» **BRIEF**
Show all lines that include the string "this"; copy each one.

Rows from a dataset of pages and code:
-- -- --
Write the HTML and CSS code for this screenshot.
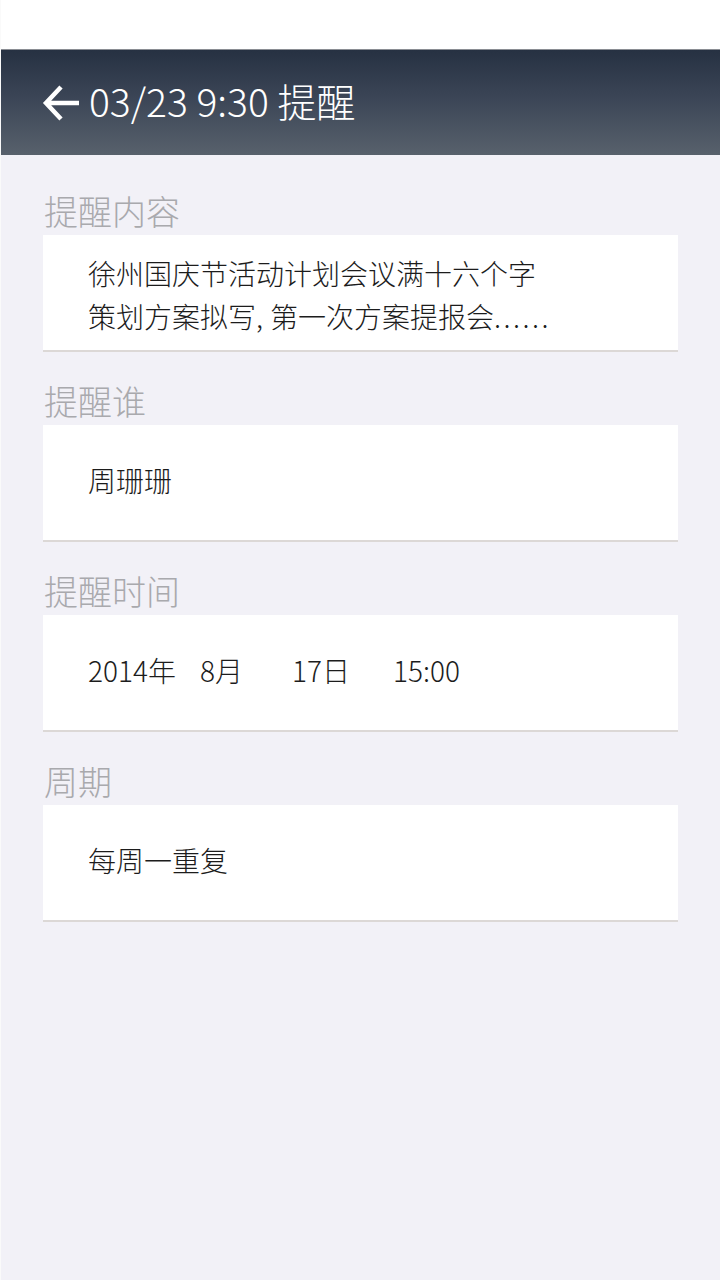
FILE: index.html
```html
<!DOCTYPE html>
<html lang="zh-CN">
<head>
<meta charset="utf-8">
<link rel="stylesheet" href="styles.css">
</head>
<body>
<div class="app">
  <div class="statusbar"></div>
  <header class="topbar">
    <svg class="back" width="40" height="40" viewBox="0 0 40 40">
      <path d="M4 20 H37 M19 4 L4 20 L19 36" fill="none" stroke="#fff" stroke-width="4.5" stroke-linecap="butt" stroke-linejoin="miter"/>
    </svg>
    <h1 class="title">03/23 9:30 提醒</h1>
  </header>
  <main class="content">
    <section class="group first">
      <div class="label">提醒内容</div>
      <div class="card multi">
        <p>徐州国庆节活动计划会议满十六个字<br>策划方案拟写<span class="comma">,</span>第一次方案提报会<span class="dots">......</span></p>
      </div>
    </section>
    <section class="group">
      <div class="label">提醒谁</div>
      <div class="card"><p>周珊珊</p></div>
    </section>
    <section class="group">
      <div class="label">提醒时间</div>
      <div class="card">
        <div class="date">
          <span>2014年</span><span>8月</span><span>17日</span><span>15:00</span>
        </div>
      </div>
    </section>
    <section class="group">
      <div class="label">周期</div>
      <div class="card"><p>每周一重复</p></div>
    </section>
  </main>
</div>
</body>
</html>
```
FILE: styles.css
```css
* { box-sizing: border-box; }
html, body { margin: 0; padding: 0; }
body {
  width: 720px;
  height: 1280px;
  background: #f2f1f7;
  font-family: "Noto Sans CJK SC", "Noto Sans", sans-serif;
  font-weight: 300;
  overflow: hidden;
}
.app {
  width: 720px;
  height: 1280px;
  border-left: 1px solid #fafafa;
  background: #f2f1f7;
}
.statusbar {
  height: 50px;
  background: #fff;
  border-bottom: 1px solid #8a8d93;
}
.topbar {
  height: 105px;
  background: linear-gradient(to bottom, #263142 0%, #3b4556 45%, #58616c 100%);
  display: flex;
  align-items: center;
  padding-left: 41px;
  gap: 7px;
}
.back { display: block; }
.title {
  margin: 0;
  color: #fff;
  font-size: 39px;
  font-weight: 300;
  line-height: 1;
  margin-top: -4px;
}
.content {
  padding: 0 42px;
}
.label {
  height: 73px;
  display: flex;
  align-items: flex-end;
  padding-bottom: 4px;
  font-size: 34px;
  line-height: 40px;
  color: #a9a9ad;
  padding-left: 1px;
}
.group.first .label { height: 80px; }
.card {
  background: #fff;
  height: 117px;
  border-bottom: 2px solid #dcd8d6;
  padding-left: 45px;
  padding-top: 35px;
}
.card p {
  margin: 0;
  font-size: 28px;
  line-height: 40px;
  color: #1c1c1c;
}
.card.multi { padding-top: 17px; }
.card.multi p { line-height: 43px; }
.comma { margin-right: 7px; }
.dots { letter-spacing: 2.5px; }
.date {
  display: grid;
  grid-template-columns: 112px 92px 101px auto;
  font-size: 28px;
  line-height: 40px;
  color: #1c1c1c;
}
```
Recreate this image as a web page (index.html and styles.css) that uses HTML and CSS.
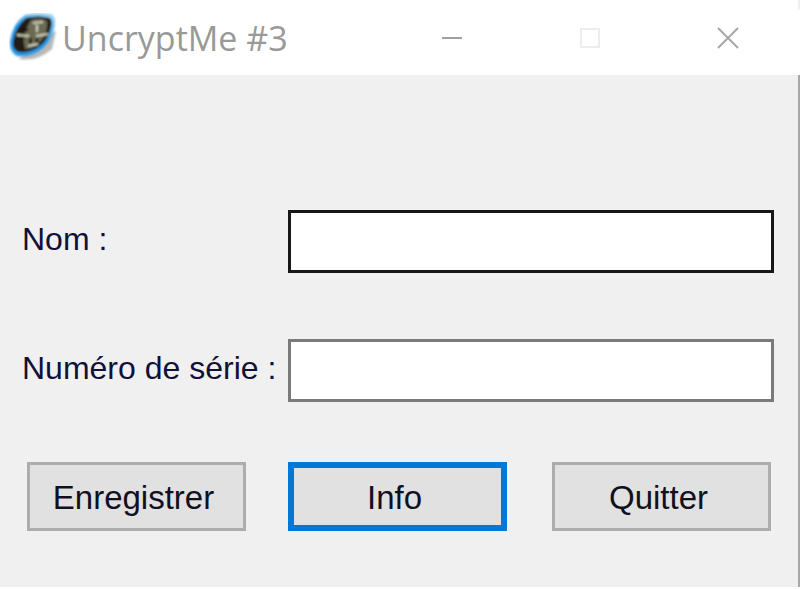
FILE: index.html
```html
<!DOCTYPE html>
<html lang="fr">
<head>
  <meta charset="UTF-8" />
  <title>UncryptMe #3</title>
  <link rel="stylesheet" href="styles.css">
</head>
<body>
  <div class="corner"></div>
  <div class="window">
    <div class="titlebar">
      <div class="title">
        <svg class="app-icon" width="48" height="48" viewBox="0 0 48 48">
          <defs>
            <filter id="soft" x="-20%" y="-20%" width="140%" height="140%"><feGaussianBlur stdDeviation="1.1" /></filter>
            <linearGradient id="ring" x1="0.8" y1="0" x2="0.2" y2="1">
              <stop offset="0" stop-color="#9ad4f4" />
              <stop offset="0.5" stop-color="#2b98ec" />
              <stop offset="1" stop-color="#2f9ae6" />
            </linearGradient>
          </defs>
          <path d="M10 46 Q28 49 43 36 L47 18 L30 24 Z" fill="#a8a8a8" opacity="0.8" filter="url(#soft)" />
          <g filter="url(#soft)">
            <path d="M16 2 Q30 -1 42 1 Q47 3 46 12 Q44 26 34 35 Q22 45 8 43 Q0 39 1 28 Q4 10 16 2 Z" fill="url(#ring)" />
            <path d="M17 5 Q30 2 41 5 Q44 8 42 15 Q39 27 31 33 Q20 41 9 39 Q3 36 4 28 Q7 13 17 5 Z" fill="#211f18" />
            <path d="M22 7 Q32 4 38 8 Q39 20 32 28 Q25 36 16 36 Q12 22 22 7 Z" fill="#6a6a54" />
            <path d="M8 22 L20 23 M27 23 L39 21 M19 33 L29 31 M24 10 L34 9 M28 12 L28 19" stroke="#d4d4ba" stroke-width="2" />
            <path d="M22 25 L21 31 M28 25 L28 30 M13 16 L19 17" stroke="#12120c" stroke-width="2.5" />
          </g>
        </svg>
        <span class="title-text">UncryptMe #3</span>
      </div>
      <div class="controls">
        <svg class="control" width="22" height="22" viewBox="0 0 22 22"><path d="M1 11 H21" stroke="#a0a0a0" stroke-width="2" fill="none" /></svg>
        <svg class="control" width="22" height="22" viewBox="0 0 22 22"><rect x="2" y="2" width="18" height="18" stroke="#ededed" stroke-width="2" fill="none" /></svg>
        <svg class="control" width="22" height="22" viewBox="0 0 22 22"><path d="M1 1 L21 21 M21 1 L1 21" stroke="#a8a8a8" stroke-width="2" fill="none" /></svg>
      </div>
    </div>
    <div class="content">
      <div class="row row-nom">
        <label class="label">Nom :</label>
        <input class="field field-active" type="text">
      </div>
      <div class="row row-serial">
        <label class="label">Numéro de série :</label>
        <input class="field" type="text">
      </div>
      <div class="buttons">
        <button class="btn">Enregistrer</button>
        <button class="btn btn-default">Info</button>
        <button class="btn btn-last">Quitter</button>
      </div>
    </div>
  </div>
</body>
</html>
```

FILE: styles.css
```css
html, body {
  margin: 0;
  padding: 0;
  height: 100%;
  background: #fff;
  overflow: hidden;
  font-family: "Liberation Sans", Arial, sans-serif;
}

.window {
  display: flex;
  flex-direction: column;
  height: 587px;
}

/* sliver of the window behind, top right */
.corner {
  position: absolute;
  top: 0;
  right: 0;
  width: 2px;
  height: 10px;
  background: #f0f0f0;
}

.titlebar {
  display: flex;
  justify-content: space-between;
  height: 75px;
  background: #fff;
}

.title {
  display: flex;
  align-items: center;
  padding: 0 0 0 9px;
  height: 75px;
}

.app-icon {
  margin-top: -1px;
}

.title-text {
  margin-left: 5px;
  font-family: "Open Sans", "Noto Sans", sans-serif;
  font-size: 34px;
  color: #999;
}

.controls {
  display: flex;
  align-items: center;
  gap: 116px;
  padding-right: 61px;
}

.control {
  display: block;
  margin-top: 1px;
}

.content {
  flex: 1;
  background: #f0f0f0;
  border-right: 2px solid #a8a8a8;
  padding: 135px 24px 0 22px;
}

.row {
  display: flex;
  align-items: center;
  height: 63px;
}

.row-serial {
  margin-top: 66px;
}

.label {
  width: 266px;
  margin-top: -4px;
  font-size: 32px;
  color: #101038;
}

.field {
  box-sizing: border-box;
  flex: none;
  width: 486px;
  height: 63px;
  background: #fff;
  border: 3px solid #7a7a7a;
  outline: none;
  margin: 0;
}

.field-active {
  border-color: #171717;
}

.buttons {
  display: flex;
  gap: 42px;
  margin-top: 60px;
  padding-left: 5px;
}

.btn {
  box-sizing: border-box;
  width: 219px;
  height: 69px;
  background: #e1e1e1;
  border: 3px solid #adadad;
  font-family: inherit;
  font-size: 33px;
  color: #101020;
  padding: 2px 6px 0 0;
}

.btn-default {
  border: 6px solid #0078d7;
}

.btn-last {
  margin-left: 3px;
}
```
-- -- --
» **WORKED ANSWER**
Write the HTML and CSS code for this screenshot.
Recreate this image as a web page (index.html and styles.css) that uses HTML and CSS.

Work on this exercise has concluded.